When “running the course” it’s very tempting to want to rush your development.  While such choices are linked with personal maturity and readiness, you are well served not to get intricately involved with outside theatre companies during the aca­demic year.  Summers, of course, are another matter.  It’s tempting to want to get on with your career—making contacts—but you will probably mostly end up removing your focus from your present task, which is one of gaining knowledge, perspec­tive and artistic maturation.  These understandings do not come easily, and certainly not by way of merely “stacking-up” experience.  Set aside this portion of your life for finding the core of your artistic beliefs, that core on which you will build your career.  You’re better advised to spend your artistic energies and developmental time on University Theatre offerings or in producing your own laboratory shows.

So what is being expected of you?  What are the appropriate goals, and how do you achieve them?

The how part can’t be answered here.  That’s really up to you.  All any curriculum can provide you is the reasoned and reasonable opportunity for progress.  Finding the inner drive to achieve is a very personal attribute; some can muster it and many others can’t.  Drive seems to be involved somehow with curiosity, imagination, and responsibility, all wrapped up in self-image.  Exercises and focused experiences can enhance these qualities, but they can’t create them.  These qualities cannot be expected of you, but if they’re there, and you’re working on them, they can be cultivated and celebrated!

An educational curriculum can only establish desirable, obtainable goal, and set-up patterns of activities and interactions which can provide you the opportunities to activate yourself toward growth.  Too often we treat education as information-based when it ought to be viewed as change-inducing.  Information is only one key to gaining perspective for change.  Experiences and interactions are the others.  In an educational setting, strategies toward change centering on these topics is called curriculum, and it goes well beyond the classroom setting and into all planned activities, including the SPAM Awards, Theatre Forums, cast parties and faculty advising.  Since only so much can be accomplished in your undergraduate career, the theatre curriculum seeks to provide you focus on two major goals: those of personal development, and those of growing abilities.  The faculty challenges you to actively pursue them.

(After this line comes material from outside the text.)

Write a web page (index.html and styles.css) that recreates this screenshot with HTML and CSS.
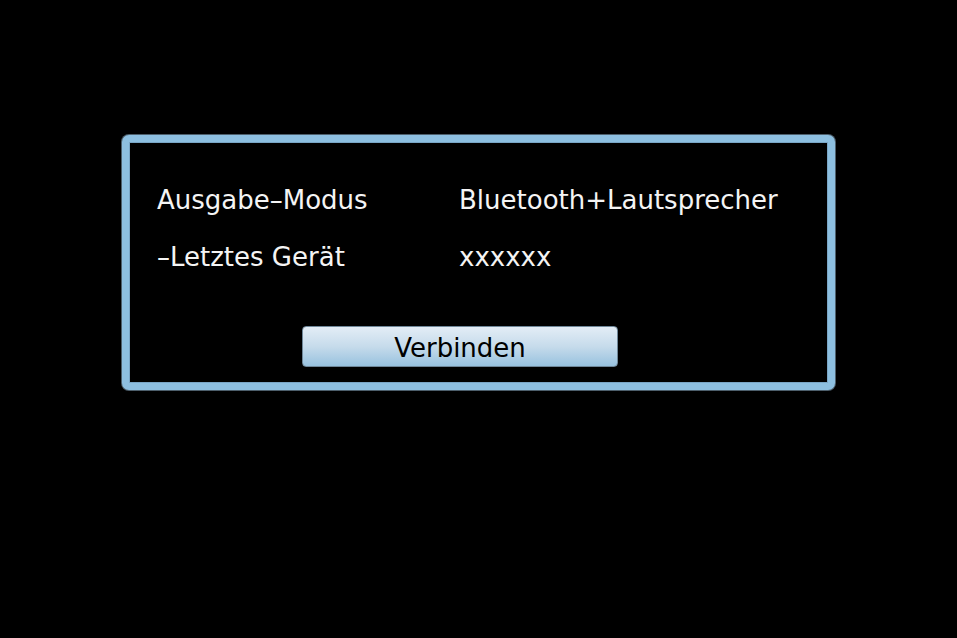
FILE: index.html
```html
<!DOCTYPE html>
<html lang="de">
<head>
<meta charset="utf-8">
<title>Bluetooth</title>
<link rel="stylesheet" href="styles.css">
</head>
<body>
<div class="screen">
  <div class="dialog">
    <div class="rows">
      <div class="row"><span class="label">Ausgabe–Modus</span><span class="value">Bluetooth+Lautsprecher</span></div>
      <div class="row"><span class="label">–Letztes Gerät</span><span class="value">xxxxxx</span></div>
    </div>
    <div class="actions">
      <button class="btn">Verbinden</button>
    </div>
  </div>
</div>
</body>
</html>
```

FILE: styles.css
```css
html, body {
  margin: 0;
  padding: 0;
  background: #000;
}
.screen {
  width: 957px;
  height: 638px;
  padding-top: 135px;
  padding-left: 122px;
  box-sizing: border-box;
  font-family: "DejaVu Sans", sans-serif;
  color: #fff;
}
.dialog {
  width: 713px;
  height: 255px;
  box-sizing: border-box;
  border: 7px solid #8dbfe0;
  border-radius: 7px;
  background: #000;
  box-shadow: 0 0 0 1px #4d5f6c, inset 0 0 0 1px #7aa6c6;
  display: flex;
  flex-direction: column;
  padding: 41px 0 0 28px;
}
.rows {
  display: flex;
  flex-direction: column;
  gap: 23px;
}
.row {
  display: grid;
  grid-template-columns: 302px auto;
  font-size: 26px;
  line-height: 34px;
  color: #f4f4f4;
}
.actions {
  display: flex;
  padding-left: 145px;
  margin-top: 52px;
}
.btn {
  width: 316px;
  height: 41px;
  border: 1px solid #6f8799;
  border-radius: 4px;
  background: linear-gradient(#e3edf6, #c6dbeb 50%, #98c2df);
  font-family: "DejaVu Sans", sans-serif;
  font-size: 26px;
  color: #000;
  padding: 3px 0 0;
  line-height: 36px;
}
```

Much of what happens in your undergraduate career would happen to you anyway.  Time passes, and experiences accumulate, glands settle down, other people’s ideas and values rub off on us, we better learn how to respond to our values.  What an undergraduate education can provide you is an examined, more deliberate approach to these changes.  In terms of personal development, the theatre curriculum will assist you in:

  • discovering your special gifts in imagination, verbal and non-verbal communication, empathic sensitivity, visual and audio perception, organization, leadership, and the like;
  • increasing your discipline by focus, perseverance, management of time, emotional control, tolerance of the “other,” an ongoing process of defining self, and the like;
  • treasuring the ideal of excellence by committing to order and precision, embracing personal responsibility, striving for originality, moving beyond expectations, and the like;
  • extending artistic awareness of how an artist thinks, the unique qualities of artistic expression, the social and spiritual roles of the arts, the history of humanity and the arts, and the like;
  • encouraging spiritual enhancement through prodding an awareness of God’s special artistic gifts, encouraging a sharing of your artistry with others, motivating an attitude of servant hood, and the like.

Most academic disciplines treasure measurable skills attainment.  Usually these skills are tied to some form of career enhancement, although often the aim is ability for its own sake.

In the liberal arts theatre setting these notions are inseparable.  Our curriculum can offer you the possibility of growing abilities in the following:

  • objective self assessment through an awareness of what constitutes excellence, seeing self through goals of ensemble, distinguishing desires from achievements, prioritizing values, and the like:
  • cognitive theatrical criticism by way of gaining a clearer understanding of traditional “rules” of theatrical practice, learning to distinguish choices made in the production setting, assessing the choices not made by the artists, acquiring first hand experience of the difficulty of the task, and the like;
  • sensitive creative negotiation associated with group decision making, concise self expression, creating a functional and enriching performance ensemble, activating group imagination, and the like;
  • creative self expression through acquiring knowledge and practicing application of the distinctive way art “means” and how it communicates, extending opportunities for insightful analysis of accomplished works of art, and the like;
  • heightened sensory sensitivities related to spatial awareness, visual and musical rhythms, controlling both the personal and public impact of space, learning to read and create meaningful “body language,” heightened awareness of both implicit and symbolic meanings for color, light, sounds, and the like;

The lists above are clearly incomplete and open to interpretation.  Their thrust is that you need to be looking behind the activities of the classroom and the platform in order to maximize your growth as a person and artist.  Much of life gets lost in the details.  Guard against it!